Mais Njégus est un village rouge et blanc, clair et gai,
Dans une vallée à peine sèche des eaux du déluge.
Routes tristes des environs de Cettigne (avec le Belvédère) ; et parfois
Dans la nette aridité grise de ces gouffres minéraux
Qui font penser aux paysages lunaires,
Éclate soudain, comme si les pierres parlaient, une musique
Dure, triste et bien scandée, et qui remplit
Le ciel encombré de rochers avec sa fanfare grandissante
Et l'âme inquiétée se troublait et ne savait que répondre
À ces voix bien ordonnées entendues de toutes parts
Dans l'absolue solitude,
Quand paraissent enfin au détour d'une route les premiers rangs d'un régiment grenat et bleu.
Puis vers Rjéka, alors qu'on voit, comme dans un nouveau monde, le lac de Scutari,
Il y a de tristes boutiques en plein vent, tendues d'Andrinople rouge qui sent fort,
Et des Albanais blancs aux ganses noires passent farouchement,
Des pistolets à la ceinture...
Comme précédemment, voici un lexique permettant de mettre en regard les toponymes de la strophe ci-dessus à ceux de la carte ci-dessous.
- Njégus – Njeguši
- Cettigne – Cetinje (avec le Belvédère)
- Rjéka – Rijeka Crnojevića
- le lac de Scutari – Le Lac de Shkodra / Skadarsko jezero
- Andrinople - Edirne (en Turquie, ne figure pas sur cette carte).
Quelques cartes postales.
Cartes postales trouvée ici.
Et tandis que les grands vaisseaux de l'Orient et du Pacifique
Dorment sous la parure de tous leurs feux allumés,
Dans l'immense port d'Extrême-Orient, je revois
De la fenêtre de la salle à manger du Grand Hôtel, à Cettigne,
Les maisons basses et peintes en couleurs ternes,
Et la tristesse des villes slaves, plus triste
D'être dépaysée dans ce pays.
L'énorme chien du Grand-Hôtel Vuletich – Turc, je crois – il me semble
Le revoir couché au soleil, bonne bête couleur de café au lait ;
Il dormait dans le calme du hameau-capitale...

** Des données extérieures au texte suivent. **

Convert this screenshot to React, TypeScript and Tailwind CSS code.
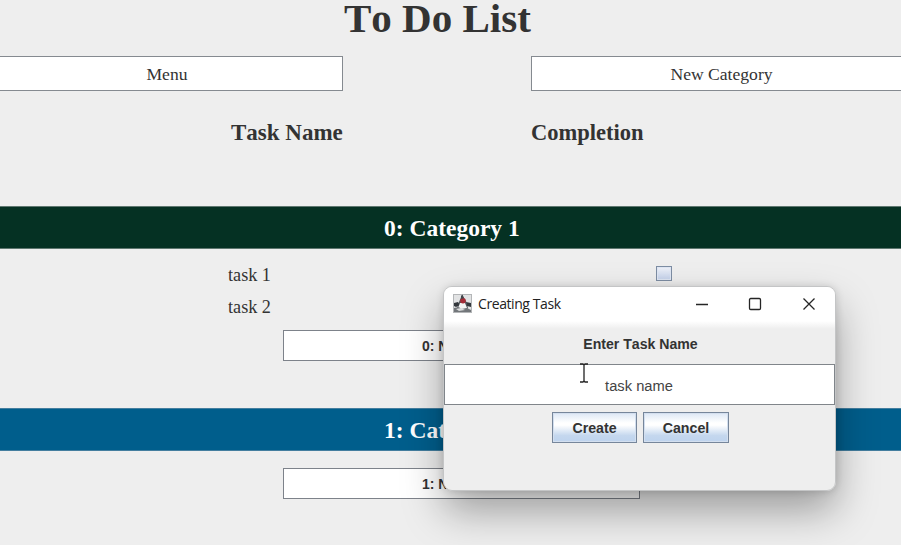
import type { ReactNode } from "react";

const serif = "font-['Liberation_Serif',serif] [font-kerning:none]";
const sans = "font-['Liberation_Sans',sans-serif] [font-kerning:none]";

function CategoryBar({ className, children }: { className: string; children: ReactNode }) {
  return (
    <div className={`flex h-[43px] shrink-0 items-center border-y pl-[384px] text-[23.5px] font-bold text-white ${className}`}>
      <span className="relative top-[1.5px] leading-none whitespace-nowrap">{children}</span>
    </div>
  );
}

function NewTaskButton({ children }: { children: ReactNode }) {
  return (
    <button className={`ml-[283px] flex h-[31px] w-[357px] shrink-0 items-center border border-[#7d828a] bg-white pt-[2px] pl-[138px] text-[14px] font-bold text-[#333] ${sans}`}>
      <span className="whitespace-nowrap">{children}</span>
    </button>
  );
}

function TaskRow({ name, checkbox }: { name: string; checkbox?: boolean }) {
  return (
    <div className="flex h-8 items-center pl-[228px]">
      <span className="w-[428px] text-[18.2px] leading-none text-[#333]">{name}</span>
      {checkbox && (
        <span className="mb-[4px] h-[15px] w-[16px] border border-[#7d8da3] bg-linear-to-b from-[#f0f2f9] to-[#c3d1ea] shadow-[inset_0_0_0_1px_#dfe6f3]" />
      )}
    </div>
  );
}

function DukeIcon() {
  return (
    <svg className="-mt-[2px]" width="19" height="19" viewBox="0 0 19 19">
      <rect x="0.5" y="0.5" width="18" height="18" fill="#e2e3e4" stroke="#b4b6b8" />
      <path d="M9 1 L13 7 L15 14 L13 17 L5 17 L4 14 L6 8 Z" fill="#54585d" />
      <path d="M1 9 L5 8 L7 11 L3 13 L1 12 Z M13 8 L18 9 L18 13 L14 12 Z" fill="#33373c" />
      <path d="M7 9 L12 9 L14 14 L10 16 L5 14 Z" fill="#f3f3f3" />
      <path d="M1 14 L6 13 L8 15 L14 14 L18 16 L18 18 L1 18 Z" fill="#72767a" />
      <path d="M3 15 L8 14 L12 16 L6 17 Z" fill="#d9dadb" />
      <ellipse cx="10" cy="6.8" rx="2.8" ry="2.7" fill="#a52c37" />
      <path d="M8 2 L9.5 0.5 L11 4 L8 5 Z" fill="#41454a" />
    </svg>
  );
}

function MetalButton({ className, children }: { className: string; children: ReactNode }) {
  return (
    <button className={`flex h-[31px] items-center justify-center border border-[#76869b] bg-[linear-gradient(#dce7f5_0%,#fff_34%,#fff_42%,#c4d7ee_78%,#bed3ee_100%)] pt-[2px] text-[14.2px] font-bold text-[#333] shadow-[inset_0_0_0_1px_#d3dfef] ${className}`}>
      {children}
    </button>
  );
}

function Dialog() {
  return (
    <section className={`absolute top-[286px] left-[443px] flex h-[205px] w-[393px] flex-col overflow-hidden rounded-[9px] border border-[#c4c5c6] bg-[#eee] ${sans}`}>
      <header className="flex h-[34px] shrink-0 items-center bg-white pl-[9px]">
        <DukeIcon />
        <span className="-mt-px ml-[6px] w-[218px] font-['Open_Sans',sans-serif] text-[14px] tracking-[-0.42px] whitespace-nowrap text-[#222]">Creating Task</span>
        <svg className="-mt-px" width="121" height="14" viewBox="0 0 121 14" fill="none" stroke="#252525" strokeWidth="1.3">
          <path d="M0 7.5H12" />
          <rect x="53.5" y="1.5" width="11" height="11" rx="1.2" />
          <path d="M107.5 1.5L118.5 12.5M118.5 1.5L107.5 12.5" />
        </svg>
      </header>
      <div className="h-[8px] shrink-0 bg-linear-to-b from-white to-[#eee]" />
      <div className="flex h-[35px] shrink-0 justify-center pt-[6px] pl-[2px] text-[14.1px] leading-[18px] font-bold text-[#333]">
        <span>Enter Task Name</span>
      </div>
      <div className="flex h-[41px] shrink-0 items-center justify-center border border-[#80858a] bg-white pt-[3px] text-[14.7px] text-[#444]">
        <span className="-ml-px">task name</span>
      </div>
      <div className="flex gap-[6px] pt-[7px] pl-[108px]">
        <MetalButton className="w-[85px]">Create</MetalButton>
        <MetalButton className="w-[86px]">Cancel</MetalButton>
      </div>
    </section>
  );
}

export default function App() {
  return (
    <main className={`relative flex h-[545px] w-[901px] flex-col overflow-hidden bg-[#eee] text-[#333] ${serif}`}>
      <h1 className="h-[56px] shrink-0 pl-[344px] text-[41px] leading-[37px] font-bold whitespace-nowrap">To Do List</h1>
      <div className="flex h-[35px] shrink-0 justify-between text-[17.6px]">
        <button className="w-[343px] border border-l-0 border-[#858a90] bg-white pt-[2px] pr-[8px]">Menu</button>
        <button className="w-[370px] border border-r-0 border-[#858a90] bg-white pt-[2px] pl-[10px]">New Category</button>
      </div>
      <div className="flex h-[115px] shrink-0 pt-[29px] pl-[231px] leading-[25px] font-bold">
        <span className="w-[300px] text-[23px] whitespace-nowrap">Task Name</span>
        <span className="text-[22.5px]">Completion</span>
      </div>
      <CategoryBar className="border-[#5f7770] bg-[#053123]">0: Category 1</CategoryBar>
      <div className="h-[81px] shrink-0 pt-[10px]">
        <TaskRow name="task 1" checkbox />
        <TaskRow name="task 2" />
      </div>
      <NewTaskButton>0: New Task</NewTaskButton>
      <div className="h-[47px] shrink-0" />
      <CategoryBar className="border-[#447e9f] bg-[#005e8c]">1: Category 2</CategoryBar>
      <div className="h-[17px] shrink-0" />
      <NewTaskButton>1: New Task</NewTaskButton>

      {/* window shadow, offset downwards behind the dialog */}
      <div className="absolute top-[287px] left-[444px] h-[204px] w-[392px] rounded-[9px] shadow-[0_20px_40px_rgba(0,0,0,0.34),0_0_8px_rgba(0,0,0,0.16)]" />
      <Dialog />

      {/* text cursor */}
      <svg className="absolute top-[363px] left-[578px]" width="12" height="20" viewBox="0 0 12 20" fill="none" stroke="#222" strokeWidth="1.3">
        <path d="M2 1H5L6 2L7 1H10M6 2V18M2 19H5L6 18L7 19H10" />
      </svg>
    </main>
  );
}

Pauvre gros Turc, peut-être est-il crevé, à présent...
D'après cet article trouvé sur un site de la ville de Cetinje,on apprend que le Grand Hôtel Vuk Vuletić a été achevé en 1864.
Image trouvée ici.
Il garda cette forme et cette jauge (20 chambres) jusqu'en 1924, date à laquelle un nouvel hôtel fut bâti.